Mutual distrust between Karzai and the West must be resolved. While the coalition forces attacked innocent civilians by mistake, the Karzai administration fails to improve governance in Afghanistan. Ransom imprisonment happens frequently, drug and natural resource trafficking prevails, and government officials monopolize development business through nepotism. As a result, people discredit the government. In view of these problems, Sarah Chayes and Frederic Grare of the Carnegie Endowment for International Peace, argues that the quality of the Afghan National Security Forces counts much more than the quantity. In addition, they raise critical concerns with Pakistan’s dark connections with Afghan terrorists.

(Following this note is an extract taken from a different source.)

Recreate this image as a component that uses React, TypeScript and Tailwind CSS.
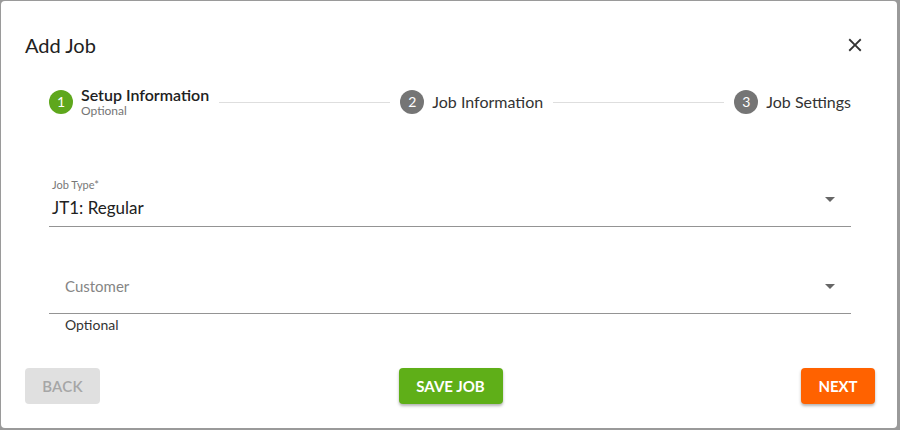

For fear of encirclement by India, Pakistan’s Inter-Service Intelligence (ISI) helps Afghan insurgents to prevent the Indo-Afghan partnership. Considering deleterious impacts of ISI activities, Chayes and Grare even insists on imposing sanctions on Pakistan for terrorist sponsorship (“Avoiding Catastrophic Failure in Afghanistan”; Global Ten Challenges and Opportunities for the President 2013—Carnegie Endowment for International Peace; November 29, 2012). Quite ironically, ISI’s ties with terrorists harm Pakistani security. Taliban in Pakistan frequently kill Shiites, and 90 people were wounded and 5 were murdered by their bomb attack in Dera Ismail Khan on the Ashura holiday, which is a crucial ceremony for Shiites (“Pakistani Taliban claim responsibility for bomb attack on Shia procession”; Guardian; 25 November 2012).
As security responsibility will be handed over to Kabul in 2014, the global community needs to refocus on Afghanistan. In addition to political and military involvement as mentioned above, much broader regional framework expanding to Central Asia and the Indian subcontinent must be found. Mishandling of Afghan security after 2014 will ruin achievements that America and European allies have made. Furthermore, it will shatter American strategy both in Asia and the Middle East.